Kolmogorov-Smirnov (ks_sample_size): closed form derived from the Dvoretzky-Kiefer-Wolfowitz inequality. Given the maximum CDF discrepancy \(\Delta\) and setting \(\beta = 1 - \text{power}\), the bound is:
\[n \ge \frac{\left(\sqrt{\ln(2/\alpha)} + \sqrt{\ln(2/\beta)}\right)^2}{2\Delta^2}\]
The derivation equates the Type-I and Type-II DKW boundaries at the effect size, then solves for \(n\). For a two-sample test with equal group sizes the effective \(n\) is \(n_\text{each}/2\), so the returned per-group count is doubled.

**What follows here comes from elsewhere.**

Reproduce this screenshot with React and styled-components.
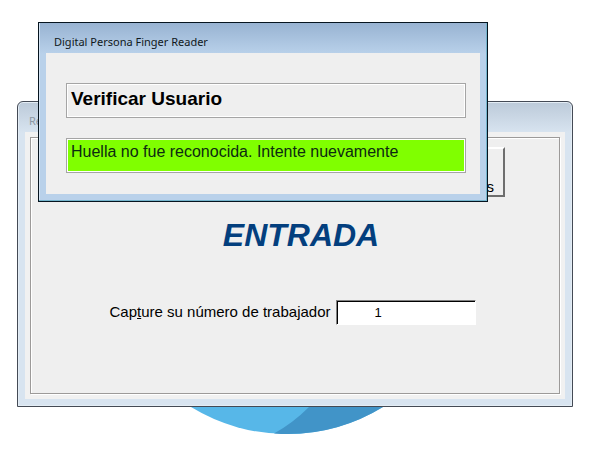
import React from 'react'
import styled, { createGlobalStyle } from 'styled-components'


const GlobalStyle = createGlobalStyle`
    body {
        margin: 0;
        background: #ffffff;
        color: #000000;
        font-family: 'Liberation Sans', Arial, sans-serif;
    }
`

const Desktop = styled.main`
    box-sizing: border-box;
    position: relative;
    width: 100%;
    padding: 101px 23px 0 17px;
`

const MainWindow = styled.section`
    box-sizing: border-box;
    border: 1px solid #444a55;
    border-radius: 6px 6px 0 0;
    padding: 0 7px 7px 7px;
    background: linear-gradient(#bccad9, #d8e4f0 31px);
    box-shadow: inset 0 0 0 1px #e4edf5;
`

const DialogWindow = styled.section`
    box-sizing: border-box;
    position: absolute;
    top: 22px;
    left: 38px;
    right: 108px;
    border: 1px solid #06141f;
    padding: 0 7px 7px 7px;
    background: linear-gradient(#98b3d2, #b9d1ea 31px);
    box-shadow: inset -1px -1px 0 #74b4cc, inset 1px 0 0 #d3e3f3;
`

const TitleBar = styled.h2`
    box-sizing: border-box;
    height: 30px;
    margin: 0;
    padding: ${(props) => (props.$inactive ? '10px 4px 0 4px' : '10px 8px 0 8px')};
    color: ${(props) => (props.$inactive ? '#8d97a3' : '#101820')};
    font-family: 'Noto Sans', 'Open Sans', sans-serif;
    font-size: 11px;
    font-weight: 400;
    line-height: 18px;
`

const MainBody = styled.div`
    padding: 5px;
    background: #f1f1f1;
`

const Panel = styled.div`
    box-sizing: border-box;
    display: flex;
    flex-direction: column;
    min-height: 257px;
    padding: 9px 54px 0 52px;
    border: 1px solid #9c9a99;
    background: #efefef;
    box-shadow: inset 1px 1px 0 #ffffff, 1px 1px 0 #ffffff;
`

const PanelButton = styled.button`
    box-sizing: border-box;
    align-self: flex-end;
    width: 80px;
    height: 50px;
    padding: 0 9px 0 0;
    border: 2px solid;
    border-color: #ffffff #6e6e6e #6e6e6e #ffffff;
    background: #efefef;
    color: #000000;
    font-family: inherit;
    font-size: 15px;
    line-height: 16px;
    display: flex;
    align-items: flex-end;
    justify-content: flex-end;
`

const Heading = styled.h1`
    margin: 20px 0 0 0;
    padding-left: 14px;
    color: #033f7e;
    font-size: 32px;
    font-style: italic;
    line-height: 36px;
    text-align: center;
`

const FieldRow = styled.div`
    display: flex;
    justify-content: center;
    align-items: flex-start;
    gap: 6px;
    margin-top: 47px;
    padding-right: 2px;
`

const FieldLabel = styled.label`
    font-size: 15px;
    line-height: 24px;
`

const FieldInput = styled.input`
    box-sizing: border-box;
    width: 140px;
    height: 25px;
    padding: 0 0 0 37px;
    border: 1px solid;
    border-color: #808080 #ffffff #ffffff #808080;
    border-radius: 0;
    outline: none;
    background: #ffffff;
    box-shadow: inset 1px 1px 0 #000000;
    color: #000000;
    font-family: inherit;
    font-size: 13px;
    line-height: 22px;
`

const DialogBody = styled.div`
    display: grid;
    gap: 20px;
    padding: 30px 14px 21px 20px;
    background: #efefef;
`

const StatusBox = styled.p`
    box-sizing: border-box;
    height: 35px;
    margin: 0;
    padding: 3px 4px;
    border: 1px solid #a5a5a5;
    background: ${(props) => (props.$alert ? '#80ff00' : '#efefef')};
    color: ${(props) => (props.$alert ? '#0c2a12' : '#000000')};
    box-shadow: inset 0 0 0 1px #ffffff;
    font-size: ${(props) => (props.$alert ? '16px' : '19px')};
    font-weight: ${(props) => (props.$alert ? 400 : 700)};
    line-height: ${(props) => (props.$alert ? '20px' : '24px')};
`

const LogoSvg = styled.svg`
    display: block;
    margin: 0 auto;
`


const Logo = () => (
    <LogoSvg width='208' height='28' viewBox='0 0 208 28' aria-hidden='true'>
        <path d='M0 0 A184 184 0 0 0 192 0 Z' fill='#57b7e8' />
        <path d='M118 0 Q102 16 83 26.5 A184 184 0 0 0 192 0 Z' fill='#4194c8' />
    </LogoSvg>
)


export class App extends React.Component {
    state = {
        trabajador: '1',
    }

    cambiarTrabajador = (event) => {
        this.setState({ trabajador: event.target.value })
    }

    render() {
        return(
            <>
                <GlobalStyle />
                <Desktop>
                    <MainWindow>
                        <TitleBar $inactive>Re</TitleBar>
                        <MainBody>
                            <Panel>
                                <PanelButton type='button'>s</PanelButton>
                                <Heading>ENTRADA</Heading>
                                <FieldRow>
                                    <FieldLabel htmlFor='trabajador'>
                                        Cap<u>t</u>ure su número de trabajador
                                    </FieldLabel>
                                    <FieldInput
                                        id='trabajador'
                                        type='text'
                                        value={this.state.trabajador}
                                        onChange={this.cambiarTrabajador}
                                    />
                                </FieldRow>
                            </Panel>
                        </MainBody>
                    </MainWindow>
                    <Logo />
                    <DialogWindow role='dialog' aria-labelledby='dialog-title'>
                        <TitleBar id='dialog-title'>Digital Persona Finger Reader</TitleBar>
                        <DialogBody>
                            <StatusBox>Verificar Usuario</StatusBox>
                            <StatusBox $alert role='status'>Huella no fue reconocida. Intente nuevamente</StatusBox>
                        </DialogBody>
                    </DialogWindow>
                </Desktop>
            </>
        )
    }
}

export default App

All three fixtures treat --power as a per-test rate, not a family-wise one. They use the nominal --holm-alpha directly rather than a Bonferroni-adjusted per-test level. This is slightly anticonservative for the first tests in the ordering, but it is consistent with the intent of specifying per-test power.
Loading the plugin
The package registers itself via a pytest11 entry point, so installing it is sufficient:
uv add --dev pytest-random
No conftest.py import is needed. If you are working from an uninstalled source checkout, add this to your project’s conftest.py:
pytest_plugins = ["pytest_random"]Limitations
The plugin does not model within-suite dependence. Holm-Bonferroni controls FWER under arbitrary dependence (it is valid beyond independence), but the power analysis for the sample-size fixtures assumes independence. If tests share data, the sizing estimates may be off.
Tests that raise an exception before calling pvalue fail normally and are excluded from the Holm-Bonferroni set — the correction applies only to tests that complete and register a p-value.